In the 1988/89 season Thiemann sang the title role in Palestrina (premiere: October 1988; revival: April 1989; director: Hansjörg Utzerath; musical direction: Christian Thielemann).

Other roles included Agrippa von Nettesheim in The Fiery Angel (conductor: Eberhard Kloke; premiere: March 1994), Alfred in Die Fledermaus (premiere: December 1994; last in December 1997), the title role in Handel's oratorio Belshazzar (premiere June 1995, in the Stadttheater Fürth), and Koloman Zsupan in The Gypsy Baron (premiere: December 1996). He also sang this role in the New Year's Eve performance in December 1997. Thiemann's last new role as a permanent member of the ensemble in the 1997/98 season was Siegfried in the operetta Die lustigen Nibelungen, in a production of the Nuremberg Opera House at the Dehnberger Hoftheater; (director: Wulf Konold; Premiere: February 1998).

He also sang Canio in Pagliacci (March 1989-April 1990; conductor Christian Thielemann) and Eléazar in La Juive (June 1994–April 1996).

== Guest performances ==
From the mid-1960s Thiemann performed regularly at various opera houses in Germany and in numerous European music venues.

He appeared on the following stages among others: Hamburgische Staatsoper, the Deutsche Oper Berlin, the Berlin State Opera, the Deutsche Oper am Rhein, the Stuttgart State Opera and the Bavarian State Opera.

== Concert repertoire ==
Thiemann's singing career focused on opera, but he also regularly played concert roles.

His repertoire included: Symphony No. 9 (Beethoven) (Dortmund, Koblenz, Frankfurt am Main, most recently in January 1996 in Nuremberg), Das Lied von der Erde (April 1971 in Triest, with Maureen Forrester; conductor: Hans Gierster; Nuremberg) and Die Jakobsleiter (1975; Florence as part of the Maggio Musicale and Nuremberg; conductor: Hans Gierster).

1971 he sang in Nuremberg in the European premiere of the Kosmogonia for solos (soprano, tenor, bass), mixed choir and orchestra by Krzysztof Penderecki (with Sonja Poot, soprano; Kurt Moll, bass). In April 1998 he performed Schütz' Musikalische Exequien in a concert of the Hans-Sachs-Chor Nürnberg. In December 1998 he was soloist at a pre-Christmas concert in the St.Andreas-Kirche in Kalchreuth; in which he performed lieder by Richard Trunk and Peter Cornelius and other pieces.

== Retirement ==
Thiemann retired from the Nuremberg Ensemble at the end of the 1997/98 season in July 1998 due to his age. He was appointed an honorary member of the Nuremberg Opera House.
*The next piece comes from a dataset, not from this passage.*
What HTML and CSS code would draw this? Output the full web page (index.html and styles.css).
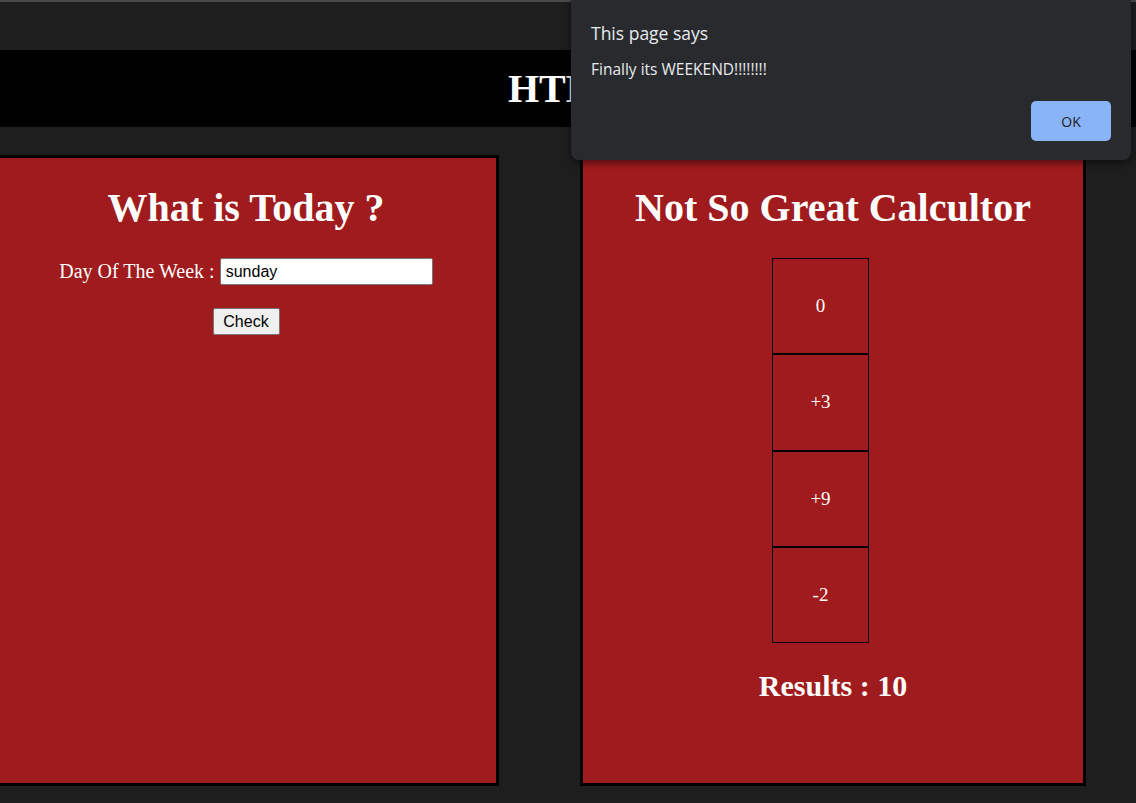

Thiemann's long-standing commitment as chairman of the staff council and chairman of the Guild of the German Stage was also confirmed.

He then continued to appear as a guest at the Nuremberg Opera House: in the revival of the operetta Die lustigen Nibelungen in October 1998 (again at the Dehnberger Hoftheater), as a lieutenant in Doktor Faust (1998/1999 season, premiere: November 1998; until June 1999) and as Ulrich Eißlinger in Die Meistersinger von Nürnberg (premiere: April 2000; revival: June 2004). In July 2004 he performed that role, Ulrich Eißlinger, in his last appearance on the stage of the Nuremberg Opera House. Thiemann had his last public appearance as a singer at the Nuremberg Opera House in March 2006 as part of the series of events "Das rote Sofa" in the Gluck Hall of the Opera House; he sang the lied "Zueignung" by Richard Strauss with piano accompaniment.
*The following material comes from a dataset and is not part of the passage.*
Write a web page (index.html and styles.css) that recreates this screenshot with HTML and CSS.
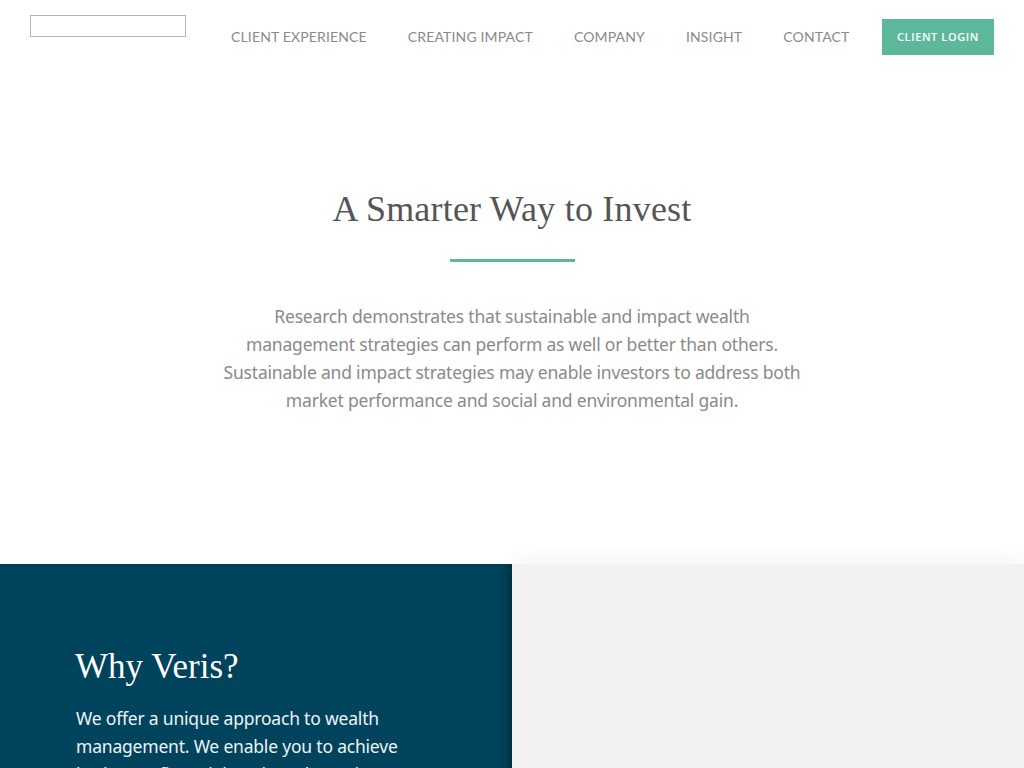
FILE: index.html
```html
<!DOCTYPE html>
<html lang="en">
<head>
<meta charset="UTF-8">
<meta name="viewport" content="width=device-width, initial-scale=1.0">
<title>Veris - A Smarter Way to Invest</title>
<link rel="stylesheet" href="styles.css">
</head>
<body class="page">

<header class="site-header">
    <a class="logo" href="#"></a>
    <nav class="main-nav">
        <a href="#">CLIENT EXPERIENCE</a>
        <a href="#">CREATING IMPACT</a>
        <a href="#">COMPANY</a>
        <a href="#">INSIGHT</a>
        <a href="#">CONTACT</a>
    </nav>
    <a class="login-button" href="#">CLIENT LOGIN</a>
</header>

<section class="hero">
    <h1 class="hero-title">A Smarter Way to Invest</h1>
    <div class="hero-rule"></div>
    <p class="hero-text">Research demonstrates that sustainable and impact wealth<br> management strategies can perform as well or better than others.<br> Sustainable and impact strategies may enable investors to address both<br> market performance and social and environmental gain.</p>
</section>

<section class="split">
    <div class="why">
        <h2 class="why-title">Why Veris?</h2>
        <p class="why-text">We offer a unique approach to wealth management. We enable you to achieve both your financial goals and your impact goals.</p>
    </div>
    <div class="split-side"></div>
</section>

</body>
</html>
```

FILE: styles.css
```css
.page {
    margin: 0;
    font-family: "Noto Sans", sans-serif;
    background-color: #fff;
}

/* header */
.site-header {
    display: flex;
    align-items: flex-start;
    padding: 15px 30px 0 30px;
    height: 60px;
}

.logo {
    display: block;
    width: 154px;
    height: 20px;
    border: 1px solid #b4b4b4;
}

.main-nav {
    display: flex;
    gap: 41px;
    margin-left: 45px;
    padding-top: 13px;
}

.main-nav a {
    font-family: Lato, sans-serif;
    font-size: 14px;
    color: #8a8a8a;
    text-decoration: none;
    letter-spacing: 0.15px;
}

.login-button {
    margin-left: auto;
    margin-top: 4px;
    width: 112px;
    height: 36px;
    line-height: 36px;
    text-align: center;
    background-color: #5db89b;
    color: #fff;
    font-family: "Open Sans", sans-serif;
    font-size: 11px;
    font-weight: 600;
    letter-spacing: 0.6px;
    text-decoration: none;
}

/* hero */
.hero {
    height: 489px;
    display: flex;
    flex-direction: column;
    align-items: center;
    padding-top: 113px;
    box-sizing: border-box;
}

.hero-title {
    margin: 0;
    font-family: "Liberation Serif", serif;
    font-weight: normal;
    font-size: 36px;
    color: #555;
    letter-spacing: 0.2px;
}

.hero-rule {
    width: 125px;
    height: 3px;
    background-color: #5db89b;
    margin-top: 29px;
}

.hero-text {
    margin: 40px 0 0 0;
    width: 640px;
    text-align: center;
    font-size: 17.5px;
    line-height: 28px;
    color: #8a8a8a;
    letter-spacing: -0.2px;
}

/* why veris */
.split {
    display: flex;
}

.why {
    width: 512px;
    height: 300px;
    box-sizing: border-box;
    padding: 83px 80px 0 75px;
    background-color: #00435c;
    box-shadow: inset -7px 0 8px -4px rgba(0, 0, 0, 0.35);
}

.why-title {
    margin: 0;
    font-family: "Liberation Serif", serif;
    font-weight: normal;
    font-size: 35px;
    color: #fff;
}

.why-text {
    margin: 17px 0 0 1px;
    font-size: 17.5px;
    line-height: 28px;
    color: #eef3f5;
    letter-spacing: -0.2px;
}

.split-side {
    flex: 1;
    background-color: #f3f2f0;
    box-shadow: 0 -8px 16px rgba(0, 0, 0, 0.04);
}
```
Thiemann lives in Kalchreuth near Nuremberg.

== Recordings ==
In June 1971 Thiemann sang Herod in a concert performance in Rome in the opera Salome; his partners were Montserrat Caballé (title role) and Zubin Mehta (conductor). The recording was made by the Radiotelevisione Italiana and later released on CD.

The premiere of the opera Doktor Faustus, with Thiemann in the small role of Lieutenant, was broadcast in November 1998 on the radio programme of Bayerischer Rundfunk and broadcast live on Arte. In February 1999 Doctor Faustus was recorded by the Bayerischer Rundfunk and broadcast on Bayerisches Fernsehen.

There exist live recordings by Thiemann from the Nuremberg Opera House (Meistersinger, Parsifal, Tannhäuser, Tristan, Palestrina) as well as private recordings.